» Task directions
Collect all lines from the listing that include the string "this".
** Start **
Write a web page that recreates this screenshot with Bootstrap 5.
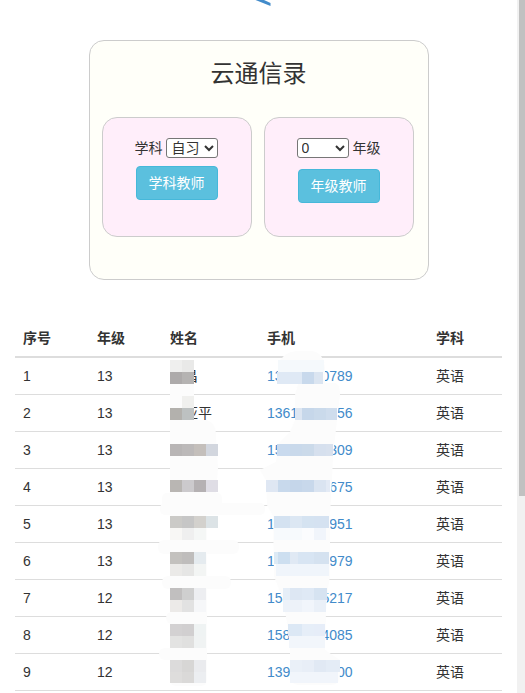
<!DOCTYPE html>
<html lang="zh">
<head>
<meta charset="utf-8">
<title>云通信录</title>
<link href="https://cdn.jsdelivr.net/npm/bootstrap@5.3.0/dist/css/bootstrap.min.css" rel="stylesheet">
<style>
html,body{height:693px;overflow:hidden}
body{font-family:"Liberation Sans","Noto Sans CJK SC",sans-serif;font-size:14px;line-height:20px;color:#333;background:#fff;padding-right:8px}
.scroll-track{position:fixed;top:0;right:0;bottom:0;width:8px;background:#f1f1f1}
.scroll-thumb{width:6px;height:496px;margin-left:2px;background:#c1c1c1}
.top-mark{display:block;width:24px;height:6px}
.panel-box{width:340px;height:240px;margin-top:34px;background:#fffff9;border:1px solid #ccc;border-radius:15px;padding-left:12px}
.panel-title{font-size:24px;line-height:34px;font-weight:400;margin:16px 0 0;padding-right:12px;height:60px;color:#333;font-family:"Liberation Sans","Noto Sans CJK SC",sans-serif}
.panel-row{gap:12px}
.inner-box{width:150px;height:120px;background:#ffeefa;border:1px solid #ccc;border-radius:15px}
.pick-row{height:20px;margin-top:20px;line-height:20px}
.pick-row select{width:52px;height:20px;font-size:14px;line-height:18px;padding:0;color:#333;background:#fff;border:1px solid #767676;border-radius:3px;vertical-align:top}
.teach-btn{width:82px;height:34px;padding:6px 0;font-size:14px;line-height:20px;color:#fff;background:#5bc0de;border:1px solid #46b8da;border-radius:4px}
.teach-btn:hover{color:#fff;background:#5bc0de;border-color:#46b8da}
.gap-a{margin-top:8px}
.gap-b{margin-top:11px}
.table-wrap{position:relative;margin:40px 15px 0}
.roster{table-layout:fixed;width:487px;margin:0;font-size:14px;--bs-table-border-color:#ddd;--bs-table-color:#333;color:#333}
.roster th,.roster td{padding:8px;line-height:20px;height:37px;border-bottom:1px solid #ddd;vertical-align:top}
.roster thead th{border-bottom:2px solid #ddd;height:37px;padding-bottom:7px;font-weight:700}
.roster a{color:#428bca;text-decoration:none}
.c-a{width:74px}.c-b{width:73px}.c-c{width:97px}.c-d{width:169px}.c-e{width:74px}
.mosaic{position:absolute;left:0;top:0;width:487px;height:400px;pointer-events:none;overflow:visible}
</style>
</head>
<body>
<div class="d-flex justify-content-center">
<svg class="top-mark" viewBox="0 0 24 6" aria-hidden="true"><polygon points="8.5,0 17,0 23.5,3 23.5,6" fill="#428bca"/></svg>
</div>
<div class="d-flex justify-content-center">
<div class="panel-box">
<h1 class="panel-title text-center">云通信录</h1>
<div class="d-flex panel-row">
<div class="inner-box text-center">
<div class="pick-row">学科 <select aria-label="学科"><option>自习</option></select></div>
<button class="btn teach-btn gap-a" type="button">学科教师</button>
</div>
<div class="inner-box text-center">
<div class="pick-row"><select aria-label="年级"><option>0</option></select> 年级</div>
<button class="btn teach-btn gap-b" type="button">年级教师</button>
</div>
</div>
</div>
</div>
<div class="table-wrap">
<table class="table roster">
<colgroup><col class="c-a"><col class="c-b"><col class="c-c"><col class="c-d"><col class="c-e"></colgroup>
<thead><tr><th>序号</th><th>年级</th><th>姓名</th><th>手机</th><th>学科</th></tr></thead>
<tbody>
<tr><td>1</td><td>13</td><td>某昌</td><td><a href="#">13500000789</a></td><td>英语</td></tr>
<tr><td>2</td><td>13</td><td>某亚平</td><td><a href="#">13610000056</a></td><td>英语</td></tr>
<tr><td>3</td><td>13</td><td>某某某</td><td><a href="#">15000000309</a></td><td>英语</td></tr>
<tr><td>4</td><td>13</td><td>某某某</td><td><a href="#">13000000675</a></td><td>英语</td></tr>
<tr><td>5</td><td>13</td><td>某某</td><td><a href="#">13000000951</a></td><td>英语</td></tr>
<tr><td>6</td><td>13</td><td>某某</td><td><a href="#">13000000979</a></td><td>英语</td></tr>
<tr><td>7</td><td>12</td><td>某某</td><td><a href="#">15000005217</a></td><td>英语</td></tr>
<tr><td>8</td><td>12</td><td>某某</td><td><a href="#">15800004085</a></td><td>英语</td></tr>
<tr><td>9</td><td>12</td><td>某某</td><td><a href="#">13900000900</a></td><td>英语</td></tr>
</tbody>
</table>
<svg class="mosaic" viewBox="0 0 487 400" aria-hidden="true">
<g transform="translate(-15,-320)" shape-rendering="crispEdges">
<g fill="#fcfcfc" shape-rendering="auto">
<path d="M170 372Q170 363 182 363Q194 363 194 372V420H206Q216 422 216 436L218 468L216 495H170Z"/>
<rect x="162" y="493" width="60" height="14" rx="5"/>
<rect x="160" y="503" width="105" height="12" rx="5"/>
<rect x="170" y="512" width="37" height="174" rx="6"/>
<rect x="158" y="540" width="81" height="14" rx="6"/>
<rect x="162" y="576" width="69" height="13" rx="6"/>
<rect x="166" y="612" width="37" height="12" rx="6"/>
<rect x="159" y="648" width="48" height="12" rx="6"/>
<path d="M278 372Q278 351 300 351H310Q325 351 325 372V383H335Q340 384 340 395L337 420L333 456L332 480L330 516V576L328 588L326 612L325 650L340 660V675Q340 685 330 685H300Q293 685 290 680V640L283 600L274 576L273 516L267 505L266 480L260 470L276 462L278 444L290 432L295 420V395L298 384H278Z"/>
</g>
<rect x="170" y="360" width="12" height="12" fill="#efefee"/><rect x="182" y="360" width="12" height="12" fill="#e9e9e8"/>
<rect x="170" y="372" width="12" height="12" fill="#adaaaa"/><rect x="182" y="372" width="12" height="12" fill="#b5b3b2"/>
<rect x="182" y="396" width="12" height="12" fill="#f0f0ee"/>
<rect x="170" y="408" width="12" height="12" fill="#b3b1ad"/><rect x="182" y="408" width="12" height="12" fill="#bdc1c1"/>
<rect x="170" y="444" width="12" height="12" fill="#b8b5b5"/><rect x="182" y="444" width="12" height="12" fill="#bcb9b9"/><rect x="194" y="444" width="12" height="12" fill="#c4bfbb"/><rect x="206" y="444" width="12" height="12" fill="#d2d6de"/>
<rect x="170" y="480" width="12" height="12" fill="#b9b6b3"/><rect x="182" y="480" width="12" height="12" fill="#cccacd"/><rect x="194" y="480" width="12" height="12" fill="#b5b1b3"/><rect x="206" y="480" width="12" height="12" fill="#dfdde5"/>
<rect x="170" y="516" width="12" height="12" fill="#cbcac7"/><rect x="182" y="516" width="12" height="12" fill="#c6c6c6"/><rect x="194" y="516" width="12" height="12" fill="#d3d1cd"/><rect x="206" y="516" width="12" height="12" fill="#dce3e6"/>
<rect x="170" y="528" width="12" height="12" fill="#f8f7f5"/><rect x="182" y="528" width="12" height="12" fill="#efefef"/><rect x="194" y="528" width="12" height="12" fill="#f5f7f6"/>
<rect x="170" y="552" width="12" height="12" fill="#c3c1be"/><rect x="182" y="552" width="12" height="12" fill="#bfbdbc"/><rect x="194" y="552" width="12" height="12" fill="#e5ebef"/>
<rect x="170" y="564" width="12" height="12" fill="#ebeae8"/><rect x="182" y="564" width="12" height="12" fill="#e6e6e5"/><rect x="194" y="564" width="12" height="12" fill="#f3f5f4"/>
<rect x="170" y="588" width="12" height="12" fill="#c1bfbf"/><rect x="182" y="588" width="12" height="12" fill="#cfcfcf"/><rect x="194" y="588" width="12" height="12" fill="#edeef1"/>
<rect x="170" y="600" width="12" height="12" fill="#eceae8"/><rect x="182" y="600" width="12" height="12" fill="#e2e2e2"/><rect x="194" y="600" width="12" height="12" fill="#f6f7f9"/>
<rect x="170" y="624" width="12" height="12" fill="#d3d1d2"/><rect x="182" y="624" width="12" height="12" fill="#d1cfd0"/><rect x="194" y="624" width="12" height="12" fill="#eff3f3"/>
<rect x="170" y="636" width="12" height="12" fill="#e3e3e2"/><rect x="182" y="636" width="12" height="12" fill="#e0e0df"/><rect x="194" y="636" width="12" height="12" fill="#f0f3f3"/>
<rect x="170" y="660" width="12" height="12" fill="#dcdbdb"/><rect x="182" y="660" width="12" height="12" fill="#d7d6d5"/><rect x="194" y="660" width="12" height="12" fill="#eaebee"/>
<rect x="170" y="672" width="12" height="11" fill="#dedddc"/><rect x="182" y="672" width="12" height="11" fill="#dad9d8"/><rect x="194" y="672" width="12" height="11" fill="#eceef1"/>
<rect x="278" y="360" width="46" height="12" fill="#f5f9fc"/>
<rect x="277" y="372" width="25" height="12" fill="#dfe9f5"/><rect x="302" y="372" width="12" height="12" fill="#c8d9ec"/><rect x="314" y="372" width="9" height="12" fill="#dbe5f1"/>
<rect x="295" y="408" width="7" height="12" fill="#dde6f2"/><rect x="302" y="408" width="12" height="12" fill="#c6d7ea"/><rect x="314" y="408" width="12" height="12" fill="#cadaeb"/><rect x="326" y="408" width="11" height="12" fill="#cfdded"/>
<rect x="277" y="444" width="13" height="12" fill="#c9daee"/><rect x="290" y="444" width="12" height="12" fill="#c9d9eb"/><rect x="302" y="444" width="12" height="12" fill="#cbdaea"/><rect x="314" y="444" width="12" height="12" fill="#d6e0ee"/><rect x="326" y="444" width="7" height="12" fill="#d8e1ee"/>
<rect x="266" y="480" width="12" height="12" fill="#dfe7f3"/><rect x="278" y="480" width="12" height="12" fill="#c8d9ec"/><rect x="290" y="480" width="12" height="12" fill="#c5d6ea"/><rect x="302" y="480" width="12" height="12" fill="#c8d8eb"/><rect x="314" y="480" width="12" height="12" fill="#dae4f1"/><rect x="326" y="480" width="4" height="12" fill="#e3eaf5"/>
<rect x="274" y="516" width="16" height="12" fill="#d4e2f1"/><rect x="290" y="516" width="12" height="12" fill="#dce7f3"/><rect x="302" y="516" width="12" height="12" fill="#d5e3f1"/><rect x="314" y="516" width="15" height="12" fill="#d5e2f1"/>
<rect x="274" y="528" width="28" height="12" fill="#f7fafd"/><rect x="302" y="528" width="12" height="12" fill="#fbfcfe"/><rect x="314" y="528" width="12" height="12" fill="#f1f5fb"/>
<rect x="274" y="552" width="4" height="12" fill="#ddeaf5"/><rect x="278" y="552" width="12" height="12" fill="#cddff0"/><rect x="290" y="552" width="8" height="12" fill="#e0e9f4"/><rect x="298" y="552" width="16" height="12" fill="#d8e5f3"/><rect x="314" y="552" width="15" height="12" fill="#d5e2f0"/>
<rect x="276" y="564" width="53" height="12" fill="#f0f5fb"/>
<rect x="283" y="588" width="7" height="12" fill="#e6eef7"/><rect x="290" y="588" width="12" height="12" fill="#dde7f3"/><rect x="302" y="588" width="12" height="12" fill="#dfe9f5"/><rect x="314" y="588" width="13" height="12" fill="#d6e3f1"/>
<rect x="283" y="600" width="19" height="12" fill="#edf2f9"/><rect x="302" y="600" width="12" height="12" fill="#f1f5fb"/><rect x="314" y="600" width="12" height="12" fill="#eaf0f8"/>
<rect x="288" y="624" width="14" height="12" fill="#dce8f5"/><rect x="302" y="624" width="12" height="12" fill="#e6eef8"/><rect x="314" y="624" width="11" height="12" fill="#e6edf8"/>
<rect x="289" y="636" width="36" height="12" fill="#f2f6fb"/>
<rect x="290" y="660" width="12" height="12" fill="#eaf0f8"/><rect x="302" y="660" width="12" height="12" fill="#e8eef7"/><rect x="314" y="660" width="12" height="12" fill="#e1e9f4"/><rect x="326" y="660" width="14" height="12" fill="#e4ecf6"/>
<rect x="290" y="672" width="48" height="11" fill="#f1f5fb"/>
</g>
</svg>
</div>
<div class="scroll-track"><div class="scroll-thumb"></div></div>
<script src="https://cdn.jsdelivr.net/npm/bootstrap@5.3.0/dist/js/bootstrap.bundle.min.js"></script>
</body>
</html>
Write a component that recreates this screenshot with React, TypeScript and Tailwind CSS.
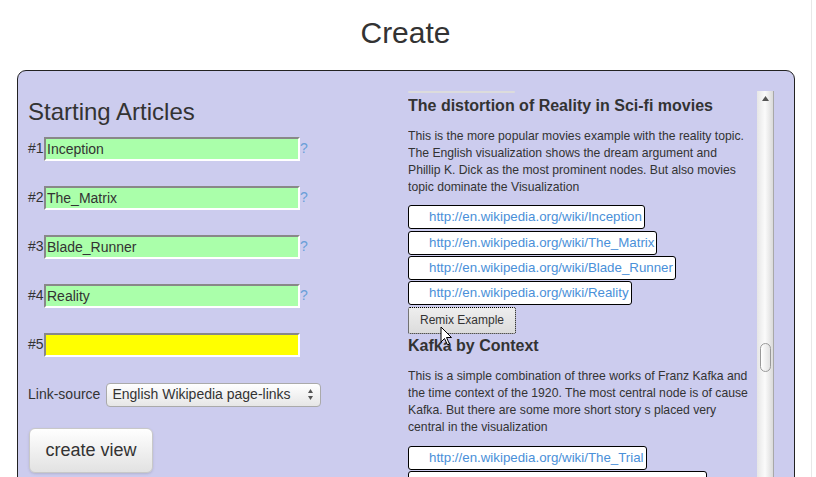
** End **
» Correct answer
Write a web page that recreates this screenshot with Bootstrap 5.
Write a component that recreates this screenshot with React, TypeScript and Tailwind CSS.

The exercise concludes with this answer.